* [What needs to be done] Output the data word for word, dropping every image.

begin Information provided

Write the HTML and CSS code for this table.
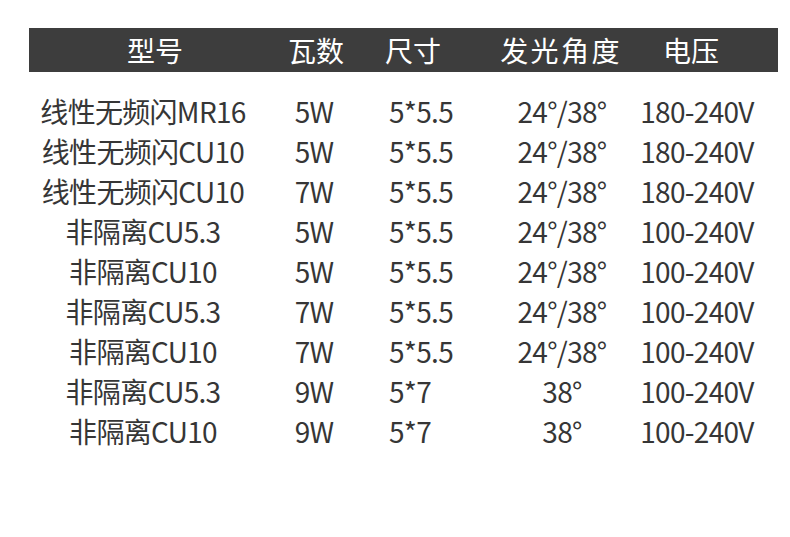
FILE: index.html
```html
<!DOCTYPE html>
<html lang="zh">
<head>
<meta charset="utf-8">
<link rel="stylesheet" href="styles.css">
</head>
<body>
<div class="sheet">
  <div class="head">
    <div class="h1">型号</div>
    <div class="h2">瓦数</div>
    <div class="h3">尺寸</div>
    <div class="h4">发光角度</div>
    <div class="h5">电压</div>
  </div>
  <div class="rows">
    <div class="row"><span class="c1">线性无频闪MR16</span><span class="c2">5W</span><span class="c3">5*5.5</span><span class="c4">24°/38°</span><span class="c5">180-240V</span></div>
    <div class="row"><span class="c1">线性无频闪CU10</span><span class="c2">5W</span><span class="c3">5*5.5</span><span class="c4">24°/38°</span><span class="c5">180-240V</span></div>
    <div class="row"><span class="c1">线性无频闪CU10</span><span class="c2">7W</span><span class="c3">5*5.5</span><span class="c4">24°/38°</span><span class="c5">180-240V</span></div>
    <div class="row"><span class="c1">非隔离CU5.3</span><span class="c2">5W</span><span class="c3">5*5.5</span><span class="c4">24°/38°</span><span class="c5">100-240V</span></div>
    <div class="row"><span class="c1">非隔离CU10</span><span class="c2">5W</span><span class="c3">5*5.5</span><span class="c4">24°/38°</span><span class="c5">100-240V</span></div>
    <div class="row"><span class="c1">非隔离CU5.3</span><span class="c2">7W</span><span class="c3">5*5.5</span><span class="c4">24°/38°</span><span class="c5">100-240V</span></div>
    <div class="row"><span class="c1">非隔离CU10</span><span class="c2">7W</span><span class="c3">5*5.5</span><span class="c4">24°/38°</span><span class="c5">100-240V</span></div>
    <div class="row"><span class="c1">非隔离CU5.3</span><span class="c2">9W</span><span class="c3">5*7</span><span class="c4">38°</span><span class="c5">100-240V</span></div>
    <div class="row"><span class="c1">非隔离CU10</span><span class="c2">9W</span><span class="c3">5*7</span><span class="c4">38°</span><span class="c5">100-240V</span></div>
  </div>
</div>
</body>
</html>
```

FILE: styles.css
```css
html, body {
  margin: 0;
  padding: 0;
  background: #ffffff;
}
body {
  width: 790px;
  height: 537px;
  overflow: hidden;
  font-family: "Noto Sans CJK SC", "Noto Sans", sans-serif;
}
.sheet {
  padding: 28px 0 0 29px;
}
.head {
  width: 749px;
  height: 44px;
  background: #3d3d3d;
  color: #ffffff;
  font-size: 28px;
  line-height: 44px;
  display: grid;
  grid-template-columns: 252px 70px 124px 170px 92px;
}
.head > div {
  text-align: center;
  white-space: nowrap;
  display: flex;
  justify-content: center;
}
.head > .h4 {
  letter-spacing: 2.4px;
  padding-left: 2px;
}
.rows {
  margin-top: 19px;
  color: #363636;
  font-size: 28px;
  letter-spacing: -0.7px;
}
.row {
  height: 40px;
  line-height: 40px;
  display: grid;
  grid-template-columns: 228px 114px 116px 150px 120px;
}
.row > span {
  white-space: nowrap;
  display: flex;
  justify-content: center;
}
.row > .c3 {
  justify-content: flex-start;
  padding-left: 18px;
}
```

end Information provided

* [Correct answer]
Write the HTML and CSS code for this table.
FILE: index.html
```html
<!DOCTYPE html>
<html lang="zh">
<head>
<meta charset="utf-8">
<link rel="stylesheet" href="styles.css">
</head>
<body>
<div class="sheet">
  <div class="head">
    <div class="h1">型号</div>
    <div class="h2">瓦数</div>
    <div class="h3">尺寸</div>
    <div class="h4">发光角度</div>
    <div class="h5">电压</div>
  </div>
  <div class="rows">
    <div class="row"><span class="c1">线性无频闪MR16</span><span class="c2">5W</span><span class="c3">5*5.5</span><span class="c4">24°/38°</span><span class="c5">180-240V</span></div>
    <div class="row"><span class="c1">线性无频闪CU10</span><span class="c2">5W</span><span class="c3">5*5.5</span><span class="c4">24°/38°</span><span class="c5">180-240V</span></div>
    <div class="row"><span class="c1">线性无频闪CU10</span><span class="c2">7W</span><span class="c3">5*5.5</span><span class="c4">24°/38°</span><span class="c5">180-240V</span></div>
    <div class="row"><span class="c1">非隔离CU5.3</span><span class="c2">5W</span><span class="c3">5*5.5</span><span class="c4">24°/38°</span><span class="c5">100-240V</span></div>
    <div class="row"><span class="c1">非隔离CU10</span><span class="c2">5W</span><span class="c3">5*5.5</span><span class="c4">24°/38°</span><span class="c5">100-240V</span></div>
    <div class="row"><span class="c1">非隔离CU5.3</span><span class="c2">7W</span><span class="c3">5*5.5</span><span class="c4">24°/38°</span><span class="c5">100-240V</span></div>
    <div class="row"><span class="c1">非隔离CU10</span><span class="c2">7W</span><span class="c3">5*5.5</span><span class="c4">24°/38°</span><span class="c5">100-240V</span></div>
    <div class="row"><span class="c1">非隔离CU5.3</span><span class="c2">9W</span><span class="c3">5*7</span><span class="c4">38°</span><span class="c5">100-240V</span></div>
    <div class="row"><span class="c1">非隔离CU10</span><span class="c2">9W</span><span class="c3">5*7</span><span class="c4">38°</span><span class="c5">100-240V</span></div>
  </div>
</div>
</body>
</html>
```

FILE: styles.css
```css
html, body {
  margin: 0;
  padding: 0;
  background: #ffffff;
}
body {
  width: 790px;
  height: 537px;
  overflow: hidden;
  font-family: "Noto Sans CJK SC", "Noto Sans", sans-serif;
}
.sheet {
  padding: 28px 0 0 29px;
}
.head {
  width: 749px;
  height: 44px;
  background: #3d3d3d;
  color: #ffffff;
  font-size: 28px;
  line-height: 44px;
  display: grid;
  grid-template-columns: 252px 70px 124px 170px 92px;
}
.head > div {
  text-align: center;
  white-space: nowrap;
  display: flex;
  justify-content: center;
}
.head > .h4 {
  letter-spacing: 2.4px;
  padding-left: 2px;
}
.rows {
  margin-top: 19px;
  color: #363636;
  font-size: 28px;
  letter-spacing: -0.7px;
}
.row {
  height: 40px;
  line-height: 40px;
  display: grid;
  grid-template-columns: 228px 114px 116px 150px 120px;
}
.row > span {
  white-space: nowrap;
  display: flex;
  justify-content: center;
}
.row > .c3 {
  justify-content: flex-start;
  padding-left: 18px;
}
```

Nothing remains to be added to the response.